■ **Dataset content**:

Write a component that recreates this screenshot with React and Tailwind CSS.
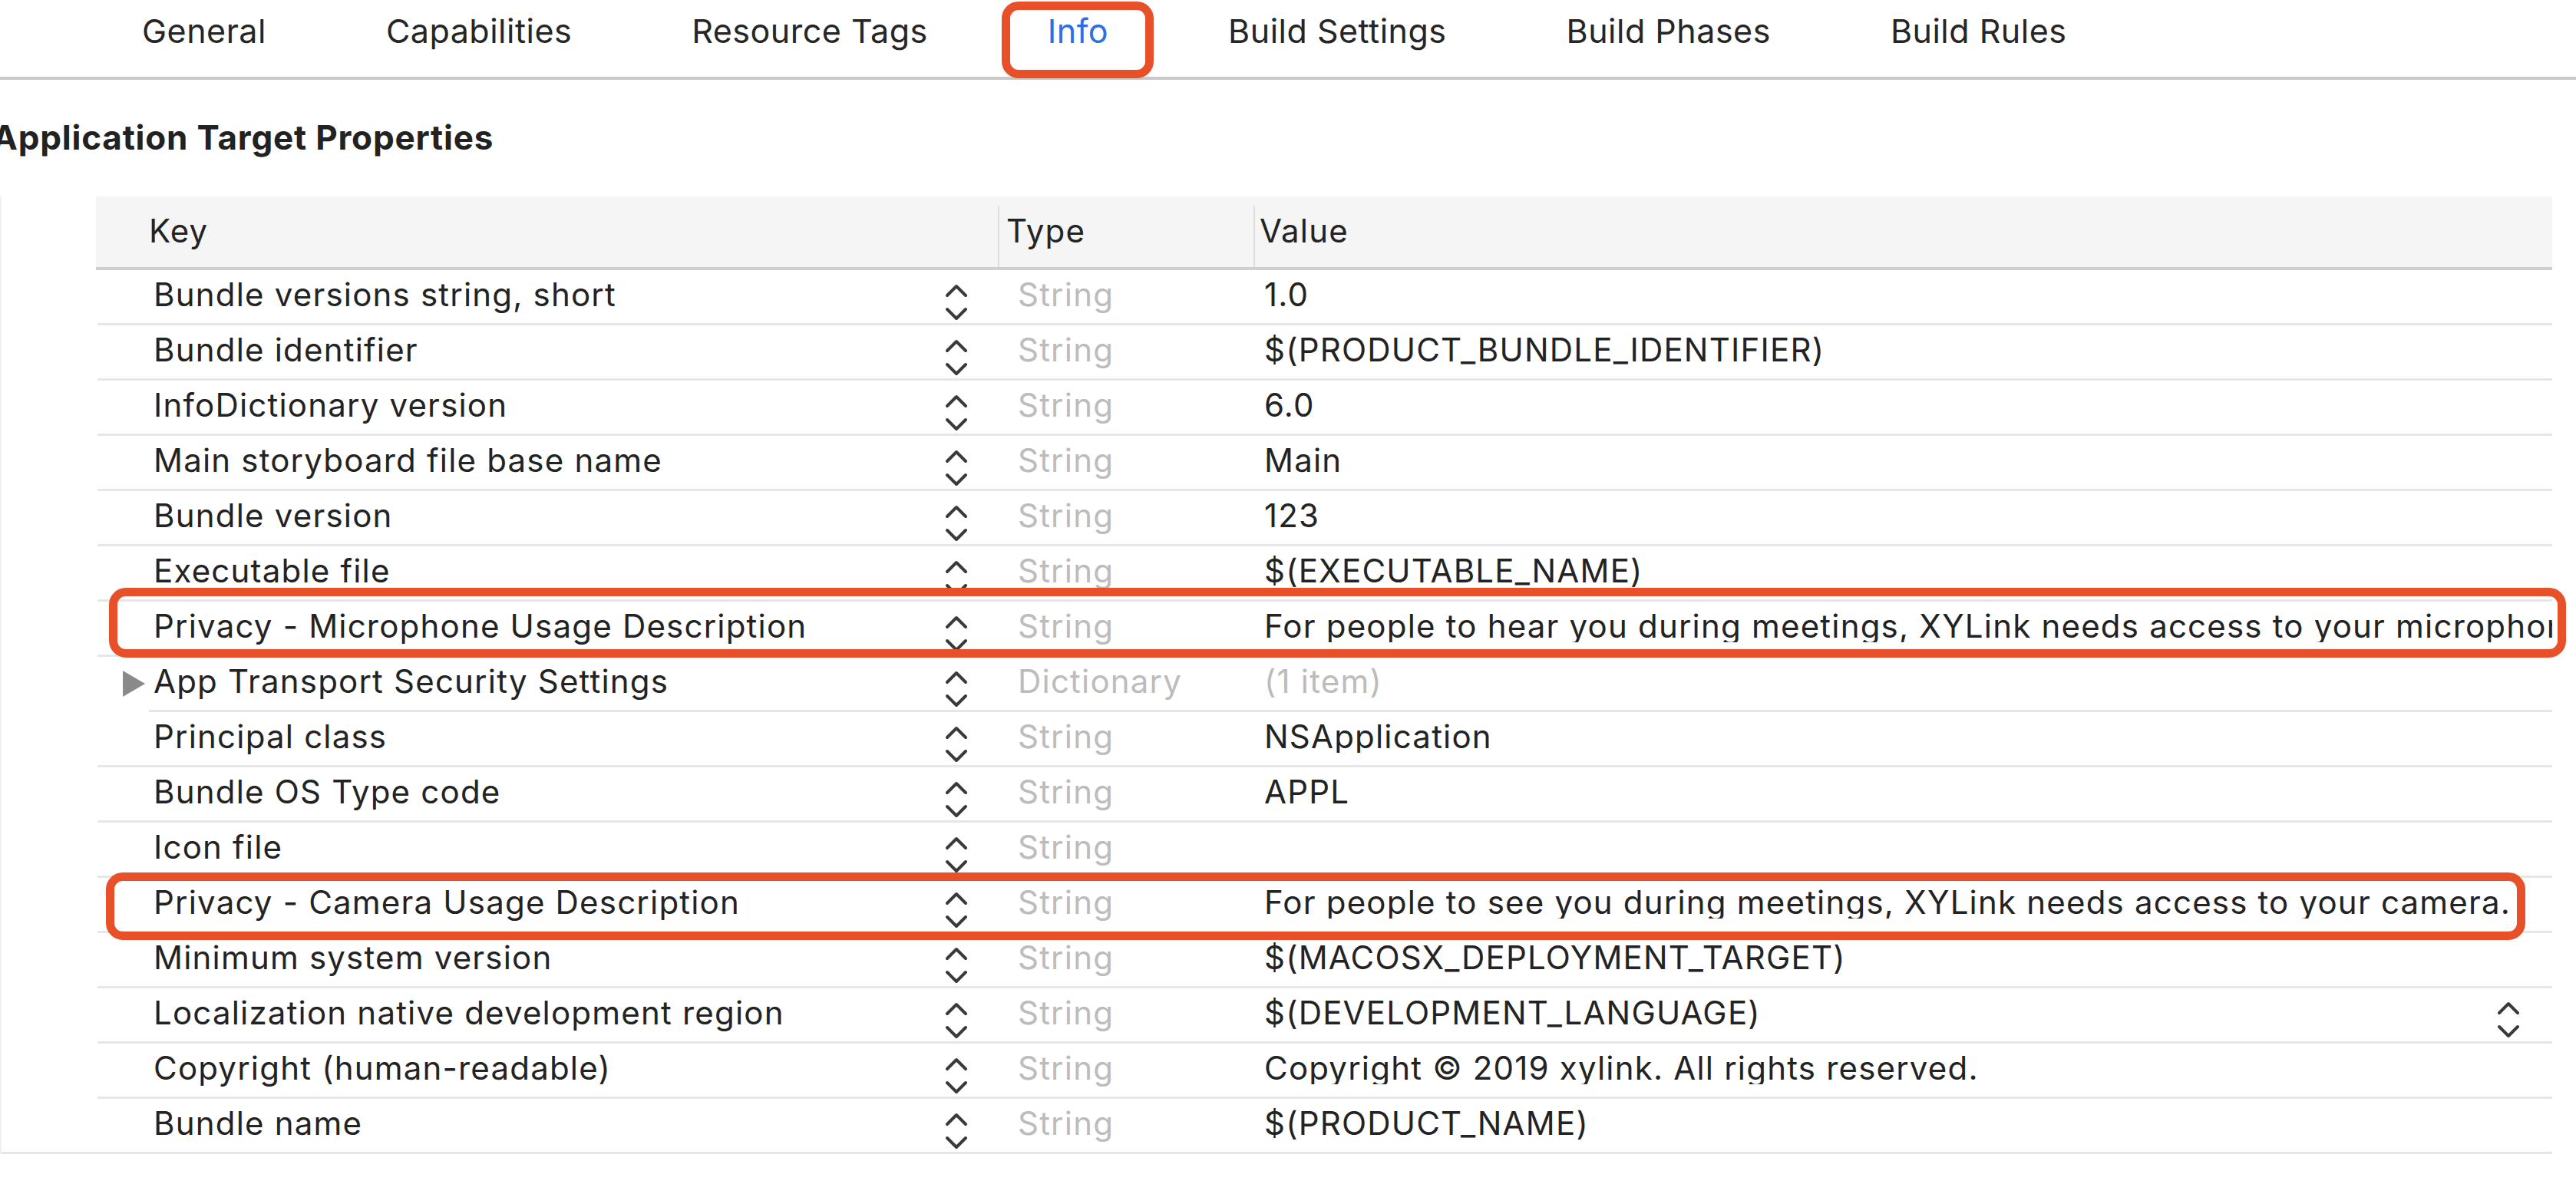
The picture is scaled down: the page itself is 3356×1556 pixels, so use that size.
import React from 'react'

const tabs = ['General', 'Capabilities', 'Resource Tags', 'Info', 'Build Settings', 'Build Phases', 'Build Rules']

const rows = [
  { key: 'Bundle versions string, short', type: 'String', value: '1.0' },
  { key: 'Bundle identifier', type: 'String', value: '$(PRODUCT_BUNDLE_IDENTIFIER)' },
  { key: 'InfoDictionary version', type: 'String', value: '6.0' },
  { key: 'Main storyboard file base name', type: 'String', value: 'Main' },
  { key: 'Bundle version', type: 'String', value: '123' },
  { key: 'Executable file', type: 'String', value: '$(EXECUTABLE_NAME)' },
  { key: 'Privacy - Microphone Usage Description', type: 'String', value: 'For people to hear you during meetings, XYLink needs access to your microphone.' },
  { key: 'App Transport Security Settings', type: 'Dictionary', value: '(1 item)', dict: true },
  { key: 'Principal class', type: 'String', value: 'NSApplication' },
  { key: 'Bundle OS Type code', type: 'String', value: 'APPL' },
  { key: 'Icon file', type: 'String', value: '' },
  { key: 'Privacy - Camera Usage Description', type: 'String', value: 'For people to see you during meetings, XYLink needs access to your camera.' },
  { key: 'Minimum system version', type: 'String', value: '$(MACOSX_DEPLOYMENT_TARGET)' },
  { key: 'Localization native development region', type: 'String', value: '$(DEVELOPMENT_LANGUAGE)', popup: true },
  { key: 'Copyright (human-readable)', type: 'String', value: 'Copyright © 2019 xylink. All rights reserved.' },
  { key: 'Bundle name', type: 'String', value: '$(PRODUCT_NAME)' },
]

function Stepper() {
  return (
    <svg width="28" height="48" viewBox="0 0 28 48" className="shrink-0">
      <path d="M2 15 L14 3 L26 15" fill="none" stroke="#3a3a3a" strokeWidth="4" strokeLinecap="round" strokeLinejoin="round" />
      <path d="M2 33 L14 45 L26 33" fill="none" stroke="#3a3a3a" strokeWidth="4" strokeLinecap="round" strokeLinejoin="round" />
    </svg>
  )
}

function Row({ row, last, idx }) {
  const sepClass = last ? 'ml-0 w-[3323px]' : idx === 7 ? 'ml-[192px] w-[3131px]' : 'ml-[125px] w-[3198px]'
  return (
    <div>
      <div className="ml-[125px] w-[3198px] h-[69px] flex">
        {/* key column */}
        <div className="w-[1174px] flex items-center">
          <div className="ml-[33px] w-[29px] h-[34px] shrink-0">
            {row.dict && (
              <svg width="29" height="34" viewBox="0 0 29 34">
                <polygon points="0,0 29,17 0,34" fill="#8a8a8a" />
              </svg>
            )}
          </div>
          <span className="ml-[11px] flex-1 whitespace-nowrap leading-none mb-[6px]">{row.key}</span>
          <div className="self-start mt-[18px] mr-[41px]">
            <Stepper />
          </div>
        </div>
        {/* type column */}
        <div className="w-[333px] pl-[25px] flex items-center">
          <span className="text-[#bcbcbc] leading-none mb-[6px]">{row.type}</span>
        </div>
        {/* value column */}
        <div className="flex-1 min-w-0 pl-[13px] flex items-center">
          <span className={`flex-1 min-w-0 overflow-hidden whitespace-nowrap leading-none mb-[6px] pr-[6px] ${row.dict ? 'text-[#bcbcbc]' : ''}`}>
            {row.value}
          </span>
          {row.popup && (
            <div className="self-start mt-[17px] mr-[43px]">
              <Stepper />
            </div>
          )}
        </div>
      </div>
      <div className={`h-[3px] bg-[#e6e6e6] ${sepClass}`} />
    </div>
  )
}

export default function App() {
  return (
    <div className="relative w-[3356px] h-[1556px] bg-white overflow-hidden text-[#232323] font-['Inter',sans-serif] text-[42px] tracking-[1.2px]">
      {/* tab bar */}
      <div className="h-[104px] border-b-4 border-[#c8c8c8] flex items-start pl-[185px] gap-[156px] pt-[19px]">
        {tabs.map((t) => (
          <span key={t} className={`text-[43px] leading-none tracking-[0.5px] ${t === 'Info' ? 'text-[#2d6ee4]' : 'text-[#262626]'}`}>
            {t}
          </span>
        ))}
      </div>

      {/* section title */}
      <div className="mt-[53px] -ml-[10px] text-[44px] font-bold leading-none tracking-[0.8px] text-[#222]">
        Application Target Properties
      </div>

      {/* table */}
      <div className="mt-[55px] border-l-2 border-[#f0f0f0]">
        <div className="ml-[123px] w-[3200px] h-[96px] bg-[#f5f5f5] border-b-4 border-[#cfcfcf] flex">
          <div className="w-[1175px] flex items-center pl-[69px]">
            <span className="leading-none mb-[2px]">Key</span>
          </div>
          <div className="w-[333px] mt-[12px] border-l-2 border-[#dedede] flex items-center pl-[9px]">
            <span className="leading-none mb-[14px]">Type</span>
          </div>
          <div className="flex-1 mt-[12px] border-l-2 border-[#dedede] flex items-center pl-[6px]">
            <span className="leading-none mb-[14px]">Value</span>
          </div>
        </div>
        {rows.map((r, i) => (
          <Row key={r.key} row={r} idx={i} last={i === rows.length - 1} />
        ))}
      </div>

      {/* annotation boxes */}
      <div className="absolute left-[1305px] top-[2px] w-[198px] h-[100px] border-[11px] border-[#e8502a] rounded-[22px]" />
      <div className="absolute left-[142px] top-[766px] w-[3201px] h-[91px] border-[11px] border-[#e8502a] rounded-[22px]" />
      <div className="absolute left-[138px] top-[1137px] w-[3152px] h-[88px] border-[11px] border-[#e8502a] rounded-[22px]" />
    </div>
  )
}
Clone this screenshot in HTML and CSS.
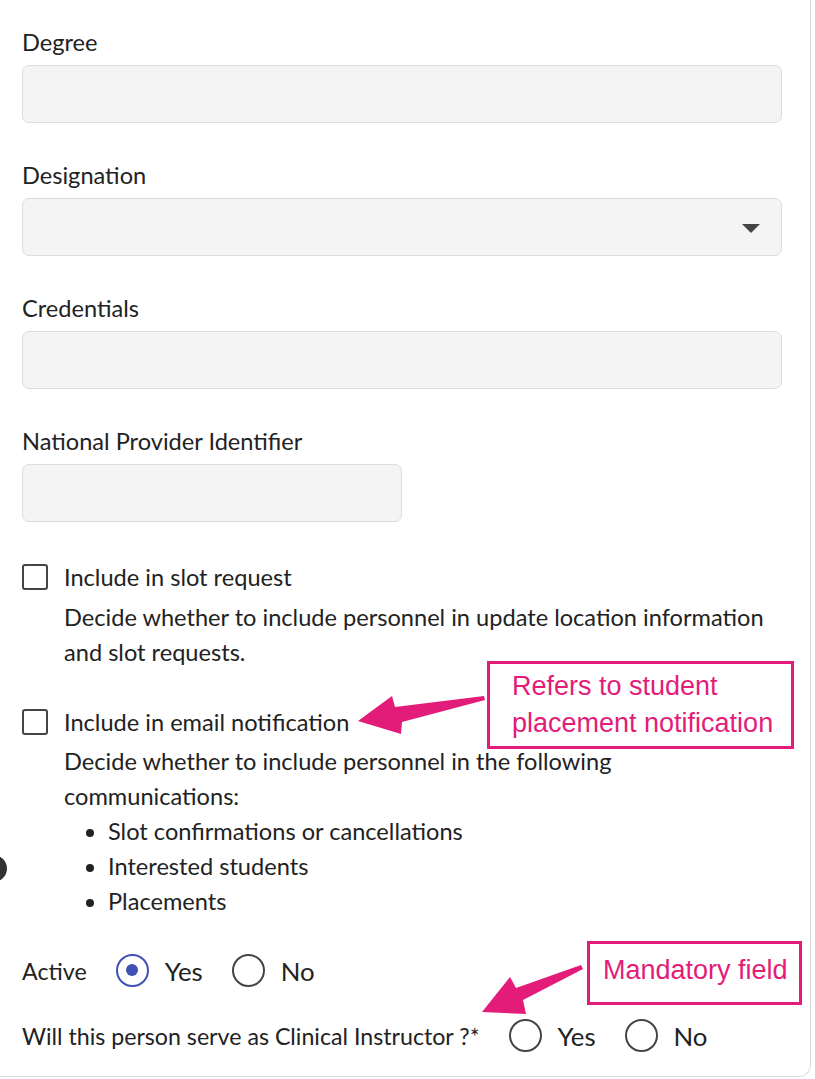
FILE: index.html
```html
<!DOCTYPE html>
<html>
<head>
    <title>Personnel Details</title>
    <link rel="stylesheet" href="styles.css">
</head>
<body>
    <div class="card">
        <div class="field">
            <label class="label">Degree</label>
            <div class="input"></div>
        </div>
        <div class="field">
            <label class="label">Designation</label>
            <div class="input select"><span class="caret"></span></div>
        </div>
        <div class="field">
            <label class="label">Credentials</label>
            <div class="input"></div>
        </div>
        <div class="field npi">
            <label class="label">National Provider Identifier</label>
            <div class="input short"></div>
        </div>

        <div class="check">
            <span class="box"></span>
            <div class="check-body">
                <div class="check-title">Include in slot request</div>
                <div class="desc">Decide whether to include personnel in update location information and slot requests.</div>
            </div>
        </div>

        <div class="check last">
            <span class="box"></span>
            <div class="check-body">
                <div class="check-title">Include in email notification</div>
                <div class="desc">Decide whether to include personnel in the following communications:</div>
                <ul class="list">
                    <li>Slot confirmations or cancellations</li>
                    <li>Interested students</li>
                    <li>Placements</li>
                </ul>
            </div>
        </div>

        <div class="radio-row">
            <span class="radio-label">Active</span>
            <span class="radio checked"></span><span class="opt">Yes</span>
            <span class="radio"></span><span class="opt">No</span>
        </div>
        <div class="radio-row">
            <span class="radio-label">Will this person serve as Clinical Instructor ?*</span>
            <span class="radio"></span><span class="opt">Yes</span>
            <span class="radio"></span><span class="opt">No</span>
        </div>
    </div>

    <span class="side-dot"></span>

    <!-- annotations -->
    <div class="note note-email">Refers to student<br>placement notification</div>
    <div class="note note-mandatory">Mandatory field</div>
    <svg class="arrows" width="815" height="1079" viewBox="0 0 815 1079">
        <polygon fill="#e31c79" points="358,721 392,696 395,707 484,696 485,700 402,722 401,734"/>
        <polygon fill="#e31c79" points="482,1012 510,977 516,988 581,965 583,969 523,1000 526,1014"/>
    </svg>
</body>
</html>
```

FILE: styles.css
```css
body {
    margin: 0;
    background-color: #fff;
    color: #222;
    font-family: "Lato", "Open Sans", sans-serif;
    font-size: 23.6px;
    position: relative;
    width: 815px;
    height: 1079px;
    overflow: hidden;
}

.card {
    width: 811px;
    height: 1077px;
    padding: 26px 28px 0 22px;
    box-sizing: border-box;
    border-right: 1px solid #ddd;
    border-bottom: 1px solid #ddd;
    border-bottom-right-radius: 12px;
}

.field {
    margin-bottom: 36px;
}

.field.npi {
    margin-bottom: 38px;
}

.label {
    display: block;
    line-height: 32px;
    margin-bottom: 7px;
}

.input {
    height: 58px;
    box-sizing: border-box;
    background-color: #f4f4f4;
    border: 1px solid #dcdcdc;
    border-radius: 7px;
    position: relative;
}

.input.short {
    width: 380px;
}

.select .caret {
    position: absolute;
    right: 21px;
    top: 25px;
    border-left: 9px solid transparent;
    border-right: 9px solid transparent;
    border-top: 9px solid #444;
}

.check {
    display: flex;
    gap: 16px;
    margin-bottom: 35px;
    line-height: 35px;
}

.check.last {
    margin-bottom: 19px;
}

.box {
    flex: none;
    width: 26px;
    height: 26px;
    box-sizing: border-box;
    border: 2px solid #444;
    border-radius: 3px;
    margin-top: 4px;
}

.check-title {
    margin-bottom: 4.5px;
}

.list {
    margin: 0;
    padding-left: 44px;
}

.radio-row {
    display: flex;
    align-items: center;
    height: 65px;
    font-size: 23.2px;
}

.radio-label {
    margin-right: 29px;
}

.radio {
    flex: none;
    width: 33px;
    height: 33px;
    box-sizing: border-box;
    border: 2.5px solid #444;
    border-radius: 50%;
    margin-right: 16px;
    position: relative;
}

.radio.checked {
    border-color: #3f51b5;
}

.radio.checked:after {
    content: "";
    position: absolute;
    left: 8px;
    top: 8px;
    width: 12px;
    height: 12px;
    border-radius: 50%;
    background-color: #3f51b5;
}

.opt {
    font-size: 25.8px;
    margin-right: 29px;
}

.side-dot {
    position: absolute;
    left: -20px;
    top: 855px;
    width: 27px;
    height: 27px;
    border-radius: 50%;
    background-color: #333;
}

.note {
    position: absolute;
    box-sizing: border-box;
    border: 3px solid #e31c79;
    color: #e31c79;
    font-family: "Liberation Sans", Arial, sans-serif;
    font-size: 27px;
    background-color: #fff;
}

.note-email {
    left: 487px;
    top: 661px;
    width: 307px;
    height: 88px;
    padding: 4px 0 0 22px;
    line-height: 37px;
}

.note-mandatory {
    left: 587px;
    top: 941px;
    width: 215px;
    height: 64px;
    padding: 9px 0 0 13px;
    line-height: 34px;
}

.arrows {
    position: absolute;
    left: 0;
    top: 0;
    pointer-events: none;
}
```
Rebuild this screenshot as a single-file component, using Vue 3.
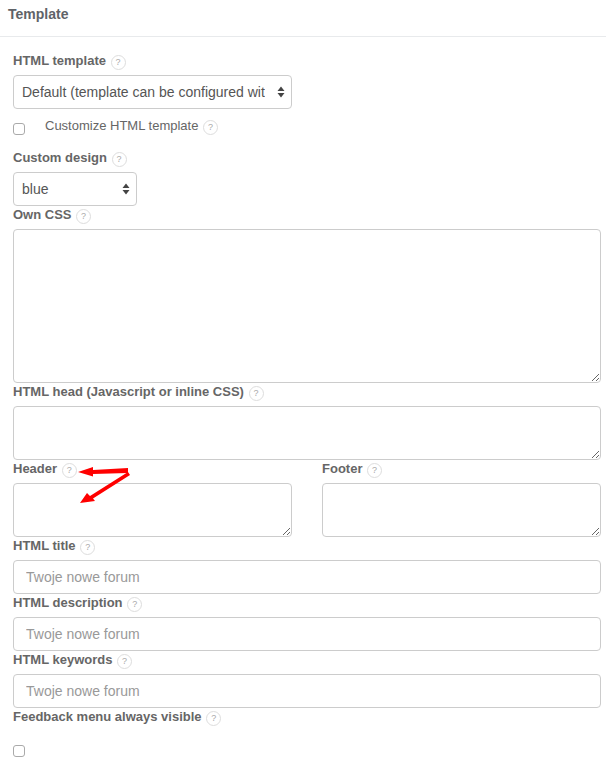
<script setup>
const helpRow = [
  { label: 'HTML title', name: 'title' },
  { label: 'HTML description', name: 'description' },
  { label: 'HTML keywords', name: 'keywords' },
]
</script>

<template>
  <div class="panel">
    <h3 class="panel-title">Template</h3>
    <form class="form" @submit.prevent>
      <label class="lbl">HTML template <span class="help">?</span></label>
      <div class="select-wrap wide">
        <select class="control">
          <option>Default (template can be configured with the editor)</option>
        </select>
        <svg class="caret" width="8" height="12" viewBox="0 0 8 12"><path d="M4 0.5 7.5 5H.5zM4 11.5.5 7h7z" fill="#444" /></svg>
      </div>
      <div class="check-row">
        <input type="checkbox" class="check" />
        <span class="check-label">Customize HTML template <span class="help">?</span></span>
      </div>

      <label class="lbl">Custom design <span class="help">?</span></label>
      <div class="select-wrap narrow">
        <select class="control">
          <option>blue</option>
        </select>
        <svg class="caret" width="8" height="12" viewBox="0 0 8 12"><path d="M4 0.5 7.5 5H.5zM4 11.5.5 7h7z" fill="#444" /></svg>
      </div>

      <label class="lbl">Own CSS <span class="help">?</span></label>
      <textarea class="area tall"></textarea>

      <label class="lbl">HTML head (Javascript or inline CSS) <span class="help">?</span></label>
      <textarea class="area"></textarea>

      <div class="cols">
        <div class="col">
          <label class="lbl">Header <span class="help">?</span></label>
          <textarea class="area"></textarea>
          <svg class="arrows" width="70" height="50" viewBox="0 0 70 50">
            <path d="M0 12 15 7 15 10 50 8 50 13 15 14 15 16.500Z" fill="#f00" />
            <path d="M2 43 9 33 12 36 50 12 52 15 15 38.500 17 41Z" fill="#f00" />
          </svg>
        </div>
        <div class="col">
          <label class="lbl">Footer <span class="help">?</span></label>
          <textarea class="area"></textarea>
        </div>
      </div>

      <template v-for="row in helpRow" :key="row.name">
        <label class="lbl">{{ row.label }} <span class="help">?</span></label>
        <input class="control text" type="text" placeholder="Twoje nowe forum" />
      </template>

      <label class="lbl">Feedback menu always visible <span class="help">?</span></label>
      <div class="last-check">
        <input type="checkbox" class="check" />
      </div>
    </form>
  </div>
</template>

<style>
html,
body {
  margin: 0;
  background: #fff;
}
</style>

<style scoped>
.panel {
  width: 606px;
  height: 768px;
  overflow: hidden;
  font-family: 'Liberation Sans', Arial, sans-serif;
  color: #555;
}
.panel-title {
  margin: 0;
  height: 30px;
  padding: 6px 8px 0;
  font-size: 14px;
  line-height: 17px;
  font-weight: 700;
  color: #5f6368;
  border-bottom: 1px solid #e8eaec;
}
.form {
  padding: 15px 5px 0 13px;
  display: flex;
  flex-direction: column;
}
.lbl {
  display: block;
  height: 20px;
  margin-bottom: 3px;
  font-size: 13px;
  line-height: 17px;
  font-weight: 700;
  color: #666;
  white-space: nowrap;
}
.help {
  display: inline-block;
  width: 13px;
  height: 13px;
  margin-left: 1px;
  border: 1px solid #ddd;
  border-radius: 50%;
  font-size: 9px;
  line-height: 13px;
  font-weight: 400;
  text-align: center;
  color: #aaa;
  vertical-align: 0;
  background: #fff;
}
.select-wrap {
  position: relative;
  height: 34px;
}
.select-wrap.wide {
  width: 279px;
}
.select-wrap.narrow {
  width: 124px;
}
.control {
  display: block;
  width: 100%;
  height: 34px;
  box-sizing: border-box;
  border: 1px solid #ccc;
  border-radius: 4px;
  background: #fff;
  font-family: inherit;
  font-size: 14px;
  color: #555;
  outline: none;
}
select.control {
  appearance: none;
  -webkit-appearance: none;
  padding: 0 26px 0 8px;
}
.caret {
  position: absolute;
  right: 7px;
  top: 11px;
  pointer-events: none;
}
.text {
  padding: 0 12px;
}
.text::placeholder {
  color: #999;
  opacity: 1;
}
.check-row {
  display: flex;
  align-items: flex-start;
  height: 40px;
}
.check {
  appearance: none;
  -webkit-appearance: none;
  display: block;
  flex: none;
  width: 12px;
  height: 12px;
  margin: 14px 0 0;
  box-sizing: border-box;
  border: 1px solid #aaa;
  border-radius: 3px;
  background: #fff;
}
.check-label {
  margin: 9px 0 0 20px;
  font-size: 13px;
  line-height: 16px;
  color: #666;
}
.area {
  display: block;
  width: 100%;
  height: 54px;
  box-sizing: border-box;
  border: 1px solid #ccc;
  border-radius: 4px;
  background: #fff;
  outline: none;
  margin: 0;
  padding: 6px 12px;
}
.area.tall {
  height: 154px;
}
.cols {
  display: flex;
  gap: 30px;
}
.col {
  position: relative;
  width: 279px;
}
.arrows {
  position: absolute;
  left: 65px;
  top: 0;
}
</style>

■ **Goal**:
Go back to the entries above and restate word for word every line from the first through the one that contains "const tabs = ['General', 'Capabilities', 'Resource", leaving the pictures behind.

■ **Task solution**:
Write a component that recreates this screenshot with React and Tailwind CSS.
The picture is scaled down: the page itself is 3356×1556 pixels, so use that size.
import React from 'react'

const tabs = ['General', 'Capabilities', 'Resource Tags', 'Info', 'Build Settings', 'Build Phases', 'Build Rules']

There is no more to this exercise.